ثُمَّ اَرْسَلْنَا رُسُلَنَا تَتْرَاۗ كُلَّمَا جَاۤءَ اُمَّةً رَّسُوْلُهَا كَذَّبُوْهُ فَاَتْبَعْنَا بَعْضَهُمْ بَعْضًا وَّجَعَلْنٰهُمْ اَحَادِيْثَۚ فَبُعْدًا لِّقَوْمٍ لَّا يُؤْمِنُوْنَ
Ṡumma arsalnā rusulanā tatrā, kullamā jā'a ummatar rasūluhā każżabūhu fa atba‘nā ba‘ḍahum ba‘ḍaw wa ja‘alnāhum aḥādīṡ(a), fa bu‘dal liqaumil lā yu'minūn(a).
Kemudian, Kami utus rasul-rasul Kami secara berturut-turut. Setiap kali seorang rasul datang kepada suatu umat, mereka mendustakannya. Maka, Kami iringkan (kebinasaan) sebagian mereka dengan sebagian yang lain. Kami jadikan (pula) mereka bahan pembicaraan. Maka, kebinasaanlah bagi kaum yang tidak beriman.
Kemudian, Kami utus kepada kaum-kaum itu rasul-rasul Kami secara berturut-turut. Setiap kali seorang rasul datang kepada suatu umat untuk mengajak mereka menghamba dan bertauhid kepada Allah, mereka mendustakannya, maka Kami silih gantikan sebagian mereka dengan sebagian yang lain, yakni Kami musnahkan mereka secara silih berganti. Dan Kami jadikan mereka bahan cerita bagi kaum sesudahnya. Maka, kebinasaanlah bagi kaum yang tidak beriman kepada risalah para rasul.

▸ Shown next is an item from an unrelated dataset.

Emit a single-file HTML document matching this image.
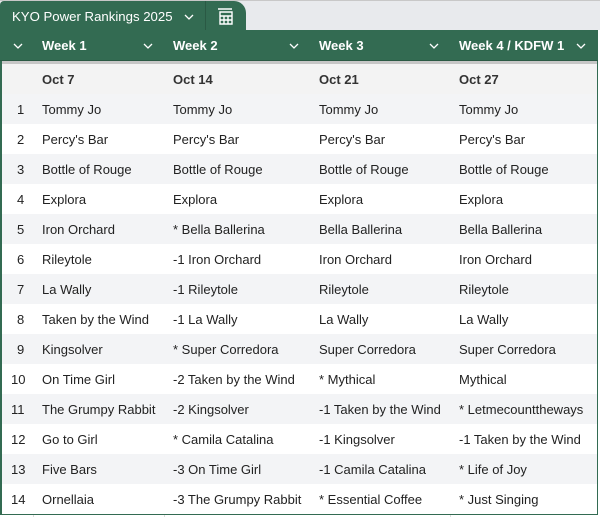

Kemudian Allah mengutus kepada umat-umat itu para rasul-Nya secara berturut-turut dalam beberapa masa yang berbeda. Pada setiap periode ada rasul Allah yang berfungsi menyampaikan risalah-Nya. Demikianlah mereka datang silih berganti sampai kepada nabi penutup yaitu Nabi Muhammad, setiap diutus rasul kepada umatnya, umat itu mendustakannya. Oleh karena masing-masing umat itu mendustakan rasul-Nya, maka Allah membinasakan mereka berturut-turut dan Allah menjadikan kisah mereka buah tutur manusia yang datang kemudian. Kisah mereka sering disebut, baik dalam percakapannya sehari-hari maupun dalam pelajaran sejarah umat-umat yang pernah mendustakan nabi-nabi-Nya.
1. Ansya’nā أَنْشَأْناَ(al-Mu ’minūn/23: 42)
Ansya’nā terambil dari kata kerja ansya’a-yunsyi’u, yang artinya membuat atau menjadikan. Dalam ayat ini kata tersebut mengisyaratkan bahwa Allah telah menjadikan generasi-generasi lain, setelah dibinasakan generasi sebelumnya, yaitu kaum ‘Ād yang merupakan umat dari Nabi Hud. Generasi-generasi lain itu adalah umat Nabi Salih, umat Nabi Lut, umat Nabi Syu’aib, dan lainnya.
2. Tatrā تَتْرًا (al-Mu’minūn/23: 44)
Kata tatrā terambil dari kata watra yang artinya perurutan yang diselingi oleh selang waktu. Dengan demikian, ayat ini mengisyaratkan bahwa kedatangan para rasul itu tidak berturut-turut secara langsung, melainkan di antara mereka pasti ada selang waktu antar dua orang rasul sebagai kelanjutannya, seperti Nabi Adam dan Nabi Idris, Nabi Saleh dan Nabi Ibrahim, Nabi Isa dan Nabi Muhammad, dan lainnya. Namun demikian, ada juga yang berpendapat bahwa kata tersebut berarti berturut-turut tanpa selang waktu, seperti yang terjadi antara Nabi Ibrahim dan Nabi Ishak, Nabi Yakub dan Nabi Yusuf, Nabi Daud dan Nabi Sulaiman, Nabi Zakaria dan Nabi Yahya, dan lainnya.